One of Cast AI’s customers — an adtech company with a large consumer app in India — saw 84% in compute savings after turning on its engine, according to Gil. Another publicly traded company, a SaaS business, saw its cloud compute costs reduced by 72%.

Branch, a late-stage startup specializing in deep linking, mobile analytics and attribution, is a Cast AI customer that sees about 25 billion events per day and is running all of its compute inside Kubernetes clusters.

“Our cloud hosting needs to be very efficient to be able to process all that data in real time to be able to make real-time decisions … as well as to be able to aggregate and show all of the statistics inside of the analytics,” said Mark Weiler, Branch’s head of Engineering.

Branch, which uses AWS as its preferred cloud provider, started a proof of concept with Cast AI in May of 2021 and deployed it across all of its clusters within two months.

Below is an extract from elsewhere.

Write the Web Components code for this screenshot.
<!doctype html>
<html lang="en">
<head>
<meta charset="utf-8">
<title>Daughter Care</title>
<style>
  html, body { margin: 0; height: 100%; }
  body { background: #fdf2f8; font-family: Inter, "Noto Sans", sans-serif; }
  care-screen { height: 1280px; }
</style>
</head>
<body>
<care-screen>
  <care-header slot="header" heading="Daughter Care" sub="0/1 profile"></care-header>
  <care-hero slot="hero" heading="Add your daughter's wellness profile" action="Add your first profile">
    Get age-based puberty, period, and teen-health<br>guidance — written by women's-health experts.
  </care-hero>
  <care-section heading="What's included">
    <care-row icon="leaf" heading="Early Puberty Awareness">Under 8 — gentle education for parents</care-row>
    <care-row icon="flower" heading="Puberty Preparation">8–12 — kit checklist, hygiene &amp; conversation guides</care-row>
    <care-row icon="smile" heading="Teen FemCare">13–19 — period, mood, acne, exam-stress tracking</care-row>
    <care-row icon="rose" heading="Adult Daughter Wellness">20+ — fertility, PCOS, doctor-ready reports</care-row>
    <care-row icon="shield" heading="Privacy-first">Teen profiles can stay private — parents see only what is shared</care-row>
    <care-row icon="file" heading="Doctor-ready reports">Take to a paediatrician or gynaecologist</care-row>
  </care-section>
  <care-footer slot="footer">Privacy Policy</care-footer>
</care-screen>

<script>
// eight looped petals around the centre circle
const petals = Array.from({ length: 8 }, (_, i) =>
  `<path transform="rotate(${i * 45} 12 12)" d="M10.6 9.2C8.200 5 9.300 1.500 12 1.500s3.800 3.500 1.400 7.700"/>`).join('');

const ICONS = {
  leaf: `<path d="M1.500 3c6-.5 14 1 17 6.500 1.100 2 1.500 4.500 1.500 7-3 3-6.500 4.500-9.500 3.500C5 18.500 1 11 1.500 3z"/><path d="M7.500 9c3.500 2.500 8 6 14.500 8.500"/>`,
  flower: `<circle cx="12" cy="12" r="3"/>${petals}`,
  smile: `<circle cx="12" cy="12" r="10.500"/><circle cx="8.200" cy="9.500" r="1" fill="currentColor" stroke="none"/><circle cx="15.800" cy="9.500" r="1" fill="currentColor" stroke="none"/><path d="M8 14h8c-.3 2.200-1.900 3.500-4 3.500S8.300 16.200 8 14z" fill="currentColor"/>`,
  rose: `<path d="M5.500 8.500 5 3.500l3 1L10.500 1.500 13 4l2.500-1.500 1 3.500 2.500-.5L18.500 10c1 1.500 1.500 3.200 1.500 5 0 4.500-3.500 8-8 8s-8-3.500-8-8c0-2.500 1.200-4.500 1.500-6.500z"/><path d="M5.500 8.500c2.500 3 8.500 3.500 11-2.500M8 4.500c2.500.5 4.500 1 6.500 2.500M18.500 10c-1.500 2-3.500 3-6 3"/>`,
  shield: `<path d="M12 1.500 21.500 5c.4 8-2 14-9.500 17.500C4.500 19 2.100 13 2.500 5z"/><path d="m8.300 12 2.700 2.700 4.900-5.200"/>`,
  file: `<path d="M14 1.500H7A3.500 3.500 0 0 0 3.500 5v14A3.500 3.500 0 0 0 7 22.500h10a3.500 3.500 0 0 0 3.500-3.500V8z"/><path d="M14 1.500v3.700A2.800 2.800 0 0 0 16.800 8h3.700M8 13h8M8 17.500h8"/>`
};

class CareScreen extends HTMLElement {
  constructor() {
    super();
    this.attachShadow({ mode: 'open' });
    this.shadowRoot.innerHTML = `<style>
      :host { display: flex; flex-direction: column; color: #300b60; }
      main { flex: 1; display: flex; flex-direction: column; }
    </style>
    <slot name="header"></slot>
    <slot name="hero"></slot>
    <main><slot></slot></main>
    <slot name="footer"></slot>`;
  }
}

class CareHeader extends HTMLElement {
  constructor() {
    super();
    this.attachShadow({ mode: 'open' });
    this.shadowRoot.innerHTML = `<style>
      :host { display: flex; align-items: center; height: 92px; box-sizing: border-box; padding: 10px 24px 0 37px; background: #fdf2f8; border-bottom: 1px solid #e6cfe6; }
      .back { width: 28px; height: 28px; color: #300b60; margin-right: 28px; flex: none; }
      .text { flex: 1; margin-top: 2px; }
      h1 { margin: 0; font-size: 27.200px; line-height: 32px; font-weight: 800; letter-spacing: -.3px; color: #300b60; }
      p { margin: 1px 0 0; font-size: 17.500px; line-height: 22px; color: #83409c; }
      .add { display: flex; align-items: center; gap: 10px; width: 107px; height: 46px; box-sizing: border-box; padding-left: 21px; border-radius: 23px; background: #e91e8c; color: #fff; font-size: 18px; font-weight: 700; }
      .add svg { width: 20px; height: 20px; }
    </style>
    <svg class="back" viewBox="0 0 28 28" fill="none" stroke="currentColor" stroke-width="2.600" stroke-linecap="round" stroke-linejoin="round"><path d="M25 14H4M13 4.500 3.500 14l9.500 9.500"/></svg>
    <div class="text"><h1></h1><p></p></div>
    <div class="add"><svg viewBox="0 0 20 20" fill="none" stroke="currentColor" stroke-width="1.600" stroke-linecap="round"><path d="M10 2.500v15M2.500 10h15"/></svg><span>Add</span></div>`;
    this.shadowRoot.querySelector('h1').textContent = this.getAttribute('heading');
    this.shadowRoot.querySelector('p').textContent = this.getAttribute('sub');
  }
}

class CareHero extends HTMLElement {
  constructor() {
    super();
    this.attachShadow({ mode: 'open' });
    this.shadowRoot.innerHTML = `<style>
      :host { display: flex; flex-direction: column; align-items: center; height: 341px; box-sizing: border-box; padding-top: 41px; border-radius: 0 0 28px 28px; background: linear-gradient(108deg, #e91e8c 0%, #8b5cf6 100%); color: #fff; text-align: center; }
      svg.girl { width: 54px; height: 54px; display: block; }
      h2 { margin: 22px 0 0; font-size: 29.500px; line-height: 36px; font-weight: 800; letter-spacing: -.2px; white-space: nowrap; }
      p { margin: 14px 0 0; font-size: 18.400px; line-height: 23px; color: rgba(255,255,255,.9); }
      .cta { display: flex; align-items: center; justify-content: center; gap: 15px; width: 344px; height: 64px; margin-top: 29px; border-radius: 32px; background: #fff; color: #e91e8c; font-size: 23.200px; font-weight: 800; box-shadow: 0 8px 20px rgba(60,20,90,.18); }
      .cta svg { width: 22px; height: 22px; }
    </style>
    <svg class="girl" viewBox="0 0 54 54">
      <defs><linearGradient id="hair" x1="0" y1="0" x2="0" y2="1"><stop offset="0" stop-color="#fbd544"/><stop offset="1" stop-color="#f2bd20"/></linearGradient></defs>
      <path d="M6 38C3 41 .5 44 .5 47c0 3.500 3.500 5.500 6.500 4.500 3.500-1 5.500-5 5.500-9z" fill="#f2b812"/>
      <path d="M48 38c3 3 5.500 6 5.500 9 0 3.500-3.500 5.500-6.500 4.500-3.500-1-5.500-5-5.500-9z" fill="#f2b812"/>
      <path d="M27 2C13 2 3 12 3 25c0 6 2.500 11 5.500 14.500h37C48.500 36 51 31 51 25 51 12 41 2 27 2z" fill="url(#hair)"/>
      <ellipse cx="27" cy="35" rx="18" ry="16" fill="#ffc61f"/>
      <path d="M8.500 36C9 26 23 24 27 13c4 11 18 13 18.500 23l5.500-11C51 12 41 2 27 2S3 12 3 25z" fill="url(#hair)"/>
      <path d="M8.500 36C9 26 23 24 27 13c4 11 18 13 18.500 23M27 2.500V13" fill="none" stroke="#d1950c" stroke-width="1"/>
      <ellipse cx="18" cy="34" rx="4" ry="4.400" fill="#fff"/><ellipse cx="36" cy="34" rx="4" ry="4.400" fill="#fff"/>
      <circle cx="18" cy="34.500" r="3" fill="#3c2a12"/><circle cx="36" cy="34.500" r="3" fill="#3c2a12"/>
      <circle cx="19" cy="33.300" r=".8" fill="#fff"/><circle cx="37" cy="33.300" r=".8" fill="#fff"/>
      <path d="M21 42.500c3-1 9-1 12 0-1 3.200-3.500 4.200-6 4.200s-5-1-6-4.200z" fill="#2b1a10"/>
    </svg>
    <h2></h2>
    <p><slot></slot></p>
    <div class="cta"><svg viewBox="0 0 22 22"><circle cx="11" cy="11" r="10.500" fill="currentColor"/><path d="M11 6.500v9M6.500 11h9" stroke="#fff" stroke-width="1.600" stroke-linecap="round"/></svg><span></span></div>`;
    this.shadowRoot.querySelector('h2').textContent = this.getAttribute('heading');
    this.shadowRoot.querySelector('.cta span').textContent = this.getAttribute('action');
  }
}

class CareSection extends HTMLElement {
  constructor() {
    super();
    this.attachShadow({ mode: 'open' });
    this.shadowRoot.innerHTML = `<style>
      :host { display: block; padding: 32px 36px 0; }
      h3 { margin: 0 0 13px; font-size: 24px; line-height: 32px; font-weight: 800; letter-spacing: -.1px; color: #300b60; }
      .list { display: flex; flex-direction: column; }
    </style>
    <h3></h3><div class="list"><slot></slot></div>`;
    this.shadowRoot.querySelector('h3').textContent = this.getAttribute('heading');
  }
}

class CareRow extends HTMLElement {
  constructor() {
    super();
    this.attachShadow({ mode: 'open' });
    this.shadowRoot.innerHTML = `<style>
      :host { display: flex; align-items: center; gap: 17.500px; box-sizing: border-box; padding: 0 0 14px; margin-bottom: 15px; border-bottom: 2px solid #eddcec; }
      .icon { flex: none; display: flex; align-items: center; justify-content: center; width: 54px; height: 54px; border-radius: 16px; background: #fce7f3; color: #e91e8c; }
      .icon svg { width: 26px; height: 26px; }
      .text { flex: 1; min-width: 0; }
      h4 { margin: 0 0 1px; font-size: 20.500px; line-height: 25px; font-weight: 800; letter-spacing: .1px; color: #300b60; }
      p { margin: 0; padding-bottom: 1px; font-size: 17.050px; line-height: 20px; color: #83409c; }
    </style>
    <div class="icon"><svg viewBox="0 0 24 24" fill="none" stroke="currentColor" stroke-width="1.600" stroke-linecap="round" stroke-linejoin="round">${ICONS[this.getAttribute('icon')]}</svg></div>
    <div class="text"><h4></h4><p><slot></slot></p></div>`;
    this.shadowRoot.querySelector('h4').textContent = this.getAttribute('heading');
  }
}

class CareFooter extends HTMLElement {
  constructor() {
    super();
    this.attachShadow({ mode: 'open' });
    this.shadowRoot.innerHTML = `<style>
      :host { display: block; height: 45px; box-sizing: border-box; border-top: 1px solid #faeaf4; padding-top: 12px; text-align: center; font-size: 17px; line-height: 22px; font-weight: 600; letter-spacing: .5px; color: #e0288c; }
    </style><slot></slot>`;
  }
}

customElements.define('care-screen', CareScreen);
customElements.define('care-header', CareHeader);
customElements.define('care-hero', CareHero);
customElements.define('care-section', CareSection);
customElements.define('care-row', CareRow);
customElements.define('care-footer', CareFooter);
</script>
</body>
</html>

“They have saved us on the order of a couple million dollars per year on our AWS cloud bill, which is one of the highest ROI cost-savings projects that we've done in the past five or six years,” Weiler said. “The promise was they would allow us to dynamically determine what sorts of optimal spot instances to use based on our workloads without incurring any negative effects on our uptime SLAs [service-level agreements] when Amazon revokes those instances. They came through.”

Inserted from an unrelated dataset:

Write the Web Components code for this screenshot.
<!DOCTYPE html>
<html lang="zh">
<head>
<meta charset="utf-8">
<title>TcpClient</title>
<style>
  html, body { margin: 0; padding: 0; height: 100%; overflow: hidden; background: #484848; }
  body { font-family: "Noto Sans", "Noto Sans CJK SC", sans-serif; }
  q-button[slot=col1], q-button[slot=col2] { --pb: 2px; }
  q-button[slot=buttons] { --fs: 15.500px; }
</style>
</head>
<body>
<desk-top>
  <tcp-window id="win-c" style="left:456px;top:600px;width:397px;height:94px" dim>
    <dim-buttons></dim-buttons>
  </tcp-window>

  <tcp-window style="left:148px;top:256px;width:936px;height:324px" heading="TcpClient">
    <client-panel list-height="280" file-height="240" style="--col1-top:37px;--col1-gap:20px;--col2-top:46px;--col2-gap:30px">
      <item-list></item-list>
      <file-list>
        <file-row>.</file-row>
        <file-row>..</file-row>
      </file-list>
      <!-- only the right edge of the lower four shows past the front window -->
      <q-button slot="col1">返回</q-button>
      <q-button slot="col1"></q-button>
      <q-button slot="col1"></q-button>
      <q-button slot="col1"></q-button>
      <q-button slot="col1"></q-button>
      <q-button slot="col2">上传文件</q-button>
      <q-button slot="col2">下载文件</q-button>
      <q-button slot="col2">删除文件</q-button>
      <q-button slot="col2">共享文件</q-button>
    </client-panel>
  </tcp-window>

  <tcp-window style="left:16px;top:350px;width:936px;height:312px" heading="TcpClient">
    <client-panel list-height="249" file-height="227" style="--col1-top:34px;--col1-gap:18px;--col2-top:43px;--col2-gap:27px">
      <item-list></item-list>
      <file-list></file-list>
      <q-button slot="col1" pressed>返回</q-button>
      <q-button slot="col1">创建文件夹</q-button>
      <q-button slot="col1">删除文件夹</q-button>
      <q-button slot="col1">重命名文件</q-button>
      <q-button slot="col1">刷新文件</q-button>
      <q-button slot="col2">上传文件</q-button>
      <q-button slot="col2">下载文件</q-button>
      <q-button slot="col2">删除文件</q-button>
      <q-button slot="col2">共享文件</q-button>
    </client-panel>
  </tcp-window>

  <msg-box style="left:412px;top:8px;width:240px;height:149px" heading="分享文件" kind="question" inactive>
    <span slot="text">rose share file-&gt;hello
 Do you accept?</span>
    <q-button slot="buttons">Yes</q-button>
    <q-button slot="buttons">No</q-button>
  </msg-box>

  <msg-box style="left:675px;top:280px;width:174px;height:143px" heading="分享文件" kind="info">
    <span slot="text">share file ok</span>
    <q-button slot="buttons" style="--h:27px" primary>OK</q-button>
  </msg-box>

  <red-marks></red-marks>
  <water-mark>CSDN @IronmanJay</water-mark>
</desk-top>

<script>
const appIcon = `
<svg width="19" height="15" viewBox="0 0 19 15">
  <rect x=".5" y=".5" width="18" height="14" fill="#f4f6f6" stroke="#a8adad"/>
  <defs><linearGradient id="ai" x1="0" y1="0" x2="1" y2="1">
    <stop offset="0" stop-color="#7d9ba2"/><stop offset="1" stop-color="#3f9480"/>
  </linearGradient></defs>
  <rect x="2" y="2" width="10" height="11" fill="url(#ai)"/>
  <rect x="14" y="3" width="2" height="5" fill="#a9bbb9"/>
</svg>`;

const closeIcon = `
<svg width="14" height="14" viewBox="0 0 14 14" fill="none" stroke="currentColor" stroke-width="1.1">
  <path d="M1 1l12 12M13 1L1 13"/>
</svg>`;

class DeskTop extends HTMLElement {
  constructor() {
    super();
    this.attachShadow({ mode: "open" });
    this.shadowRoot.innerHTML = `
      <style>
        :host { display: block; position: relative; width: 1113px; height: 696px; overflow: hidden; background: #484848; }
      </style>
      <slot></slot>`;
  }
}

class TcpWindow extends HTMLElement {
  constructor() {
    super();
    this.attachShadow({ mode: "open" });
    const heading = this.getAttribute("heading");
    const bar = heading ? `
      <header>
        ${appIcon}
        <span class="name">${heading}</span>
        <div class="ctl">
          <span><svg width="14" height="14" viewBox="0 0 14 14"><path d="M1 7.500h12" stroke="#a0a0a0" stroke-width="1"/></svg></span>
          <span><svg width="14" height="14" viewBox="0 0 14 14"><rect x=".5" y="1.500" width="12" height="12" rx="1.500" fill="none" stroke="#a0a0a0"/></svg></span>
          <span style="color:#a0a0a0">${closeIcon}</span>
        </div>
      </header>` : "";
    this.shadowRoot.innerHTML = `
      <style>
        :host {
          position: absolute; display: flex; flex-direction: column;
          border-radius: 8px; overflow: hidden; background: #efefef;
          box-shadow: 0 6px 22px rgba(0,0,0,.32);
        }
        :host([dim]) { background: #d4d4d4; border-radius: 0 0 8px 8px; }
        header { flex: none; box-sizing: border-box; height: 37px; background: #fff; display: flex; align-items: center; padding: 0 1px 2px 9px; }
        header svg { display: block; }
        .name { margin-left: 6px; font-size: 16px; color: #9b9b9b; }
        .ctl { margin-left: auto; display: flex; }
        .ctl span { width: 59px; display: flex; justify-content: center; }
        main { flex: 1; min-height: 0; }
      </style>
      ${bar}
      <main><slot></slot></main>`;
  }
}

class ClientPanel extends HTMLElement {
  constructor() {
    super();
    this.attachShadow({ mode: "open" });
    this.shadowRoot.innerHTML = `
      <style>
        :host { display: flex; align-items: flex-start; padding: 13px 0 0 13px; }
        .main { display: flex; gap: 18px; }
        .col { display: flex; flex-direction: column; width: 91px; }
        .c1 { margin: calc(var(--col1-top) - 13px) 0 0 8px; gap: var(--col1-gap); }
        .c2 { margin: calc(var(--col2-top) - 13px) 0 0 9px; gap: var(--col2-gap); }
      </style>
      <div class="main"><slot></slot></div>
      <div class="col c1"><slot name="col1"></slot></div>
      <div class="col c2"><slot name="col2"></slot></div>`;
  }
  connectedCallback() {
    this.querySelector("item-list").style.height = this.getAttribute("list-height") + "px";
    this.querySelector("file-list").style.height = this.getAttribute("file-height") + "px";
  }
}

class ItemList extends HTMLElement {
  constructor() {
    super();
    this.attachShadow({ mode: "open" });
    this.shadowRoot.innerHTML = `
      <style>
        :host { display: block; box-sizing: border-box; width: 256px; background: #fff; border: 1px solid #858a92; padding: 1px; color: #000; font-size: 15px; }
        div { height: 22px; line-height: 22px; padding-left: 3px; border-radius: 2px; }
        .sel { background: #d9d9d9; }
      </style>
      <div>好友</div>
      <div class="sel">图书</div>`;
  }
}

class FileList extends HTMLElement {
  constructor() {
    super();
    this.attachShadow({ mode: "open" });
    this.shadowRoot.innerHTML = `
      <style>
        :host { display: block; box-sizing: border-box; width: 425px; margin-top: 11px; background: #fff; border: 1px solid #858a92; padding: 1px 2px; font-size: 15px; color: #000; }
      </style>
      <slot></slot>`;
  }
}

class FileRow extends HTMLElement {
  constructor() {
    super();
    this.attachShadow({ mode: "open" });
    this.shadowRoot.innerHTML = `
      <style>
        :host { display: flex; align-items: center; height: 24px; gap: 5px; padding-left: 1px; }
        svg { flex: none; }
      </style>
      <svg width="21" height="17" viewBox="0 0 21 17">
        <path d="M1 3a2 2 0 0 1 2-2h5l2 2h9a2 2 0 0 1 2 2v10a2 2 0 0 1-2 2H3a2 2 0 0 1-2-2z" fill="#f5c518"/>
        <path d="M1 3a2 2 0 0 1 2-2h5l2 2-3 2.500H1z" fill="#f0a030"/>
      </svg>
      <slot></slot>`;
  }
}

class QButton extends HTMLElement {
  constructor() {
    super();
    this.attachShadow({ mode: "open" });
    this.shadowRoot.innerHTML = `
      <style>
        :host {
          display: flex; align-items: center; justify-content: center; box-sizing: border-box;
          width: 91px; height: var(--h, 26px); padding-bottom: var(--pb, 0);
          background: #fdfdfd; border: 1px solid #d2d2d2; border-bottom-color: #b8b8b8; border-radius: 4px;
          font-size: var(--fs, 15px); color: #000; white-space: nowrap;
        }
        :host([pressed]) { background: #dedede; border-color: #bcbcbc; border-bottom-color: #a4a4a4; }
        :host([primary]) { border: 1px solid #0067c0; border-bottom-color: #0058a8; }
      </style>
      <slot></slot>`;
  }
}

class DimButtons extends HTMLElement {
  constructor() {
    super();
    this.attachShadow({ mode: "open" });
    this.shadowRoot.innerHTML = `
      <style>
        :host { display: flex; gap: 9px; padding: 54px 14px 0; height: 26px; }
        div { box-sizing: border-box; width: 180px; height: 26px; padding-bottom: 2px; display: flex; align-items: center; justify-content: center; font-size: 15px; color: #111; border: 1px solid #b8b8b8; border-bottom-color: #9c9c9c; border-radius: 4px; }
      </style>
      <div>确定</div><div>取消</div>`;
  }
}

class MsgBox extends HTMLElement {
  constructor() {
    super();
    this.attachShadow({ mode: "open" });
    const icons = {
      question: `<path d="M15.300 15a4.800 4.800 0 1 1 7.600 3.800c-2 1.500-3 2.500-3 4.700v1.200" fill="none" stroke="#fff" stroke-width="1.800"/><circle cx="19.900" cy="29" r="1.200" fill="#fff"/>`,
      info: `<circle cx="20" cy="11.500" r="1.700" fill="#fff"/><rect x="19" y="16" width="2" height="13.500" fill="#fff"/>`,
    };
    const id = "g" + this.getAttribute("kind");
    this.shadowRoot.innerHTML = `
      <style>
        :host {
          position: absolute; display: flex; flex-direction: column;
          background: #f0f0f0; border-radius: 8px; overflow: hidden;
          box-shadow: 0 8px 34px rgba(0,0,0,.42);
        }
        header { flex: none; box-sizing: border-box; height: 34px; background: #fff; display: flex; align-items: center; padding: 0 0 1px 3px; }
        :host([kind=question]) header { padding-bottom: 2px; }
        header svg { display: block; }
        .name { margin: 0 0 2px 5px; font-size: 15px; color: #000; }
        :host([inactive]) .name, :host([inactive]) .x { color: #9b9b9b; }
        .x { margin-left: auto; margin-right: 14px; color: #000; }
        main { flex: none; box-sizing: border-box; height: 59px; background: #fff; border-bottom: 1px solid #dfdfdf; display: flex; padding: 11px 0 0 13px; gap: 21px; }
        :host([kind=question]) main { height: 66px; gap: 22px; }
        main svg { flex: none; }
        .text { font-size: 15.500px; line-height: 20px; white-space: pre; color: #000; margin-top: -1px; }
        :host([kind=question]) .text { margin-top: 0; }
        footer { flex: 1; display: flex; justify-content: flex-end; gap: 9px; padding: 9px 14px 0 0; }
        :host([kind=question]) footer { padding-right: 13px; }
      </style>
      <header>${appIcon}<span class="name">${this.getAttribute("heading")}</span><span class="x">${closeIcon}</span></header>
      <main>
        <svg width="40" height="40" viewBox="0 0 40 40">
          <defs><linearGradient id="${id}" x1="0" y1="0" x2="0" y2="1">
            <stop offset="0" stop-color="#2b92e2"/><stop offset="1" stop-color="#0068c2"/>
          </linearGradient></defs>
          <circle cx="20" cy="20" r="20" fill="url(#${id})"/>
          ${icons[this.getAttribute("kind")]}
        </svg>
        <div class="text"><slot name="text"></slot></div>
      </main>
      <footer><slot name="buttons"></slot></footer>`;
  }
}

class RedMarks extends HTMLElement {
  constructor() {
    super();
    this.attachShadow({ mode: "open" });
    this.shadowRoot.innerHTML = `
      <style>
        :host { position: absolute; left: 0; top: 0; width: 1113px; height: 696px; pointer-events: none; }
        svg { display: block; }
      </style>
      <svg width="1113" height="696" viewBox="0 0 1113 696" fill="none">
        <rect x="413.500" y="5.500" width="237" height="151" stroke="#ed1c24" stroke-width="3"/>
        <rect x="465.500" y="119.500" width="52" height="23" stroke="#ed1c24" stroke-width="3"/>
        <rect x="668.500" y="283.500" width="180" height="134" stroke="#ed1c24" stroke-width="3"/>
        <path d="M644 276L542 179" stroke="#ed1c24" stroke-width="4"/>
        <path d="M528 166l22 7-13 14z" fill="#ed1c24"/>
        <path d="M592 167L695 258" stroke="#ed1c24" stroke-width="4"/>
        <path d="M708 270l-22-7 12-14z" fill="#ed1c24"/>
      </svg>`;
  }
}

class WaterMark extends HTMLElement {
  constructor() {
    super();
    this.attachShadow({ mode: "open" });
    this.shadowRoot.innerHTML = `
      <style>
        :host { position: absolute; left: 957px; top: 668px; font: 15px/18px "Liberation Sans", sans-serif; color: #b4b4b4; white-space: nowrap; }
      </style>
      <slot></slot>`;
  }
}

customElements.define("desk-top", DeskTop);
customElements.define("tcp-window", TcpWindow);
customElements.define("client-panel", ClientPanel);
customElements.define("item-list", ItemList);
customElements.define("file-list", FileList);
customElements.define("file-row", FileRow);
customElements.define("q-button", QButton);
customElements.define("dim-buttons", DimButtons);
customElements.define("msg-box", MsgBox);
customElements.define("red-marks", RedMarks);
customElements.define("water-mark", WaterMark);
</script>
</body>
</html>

“Manually configuring all that, keeping that up to date, having all the fallback scenarios set up and up to date, is extremely complicated to do on your own. It's begging for an automated solution that can monitor the actual spot market and your instances and determine what the optimal reallocation would be,” Weiler said.

Cast AI is currently adding new features for observability and cost-reporting, but Gil sees an opportunity to even further reduce other areas of customers’ cloud bills.

“We’re just scratching the surface,” he said.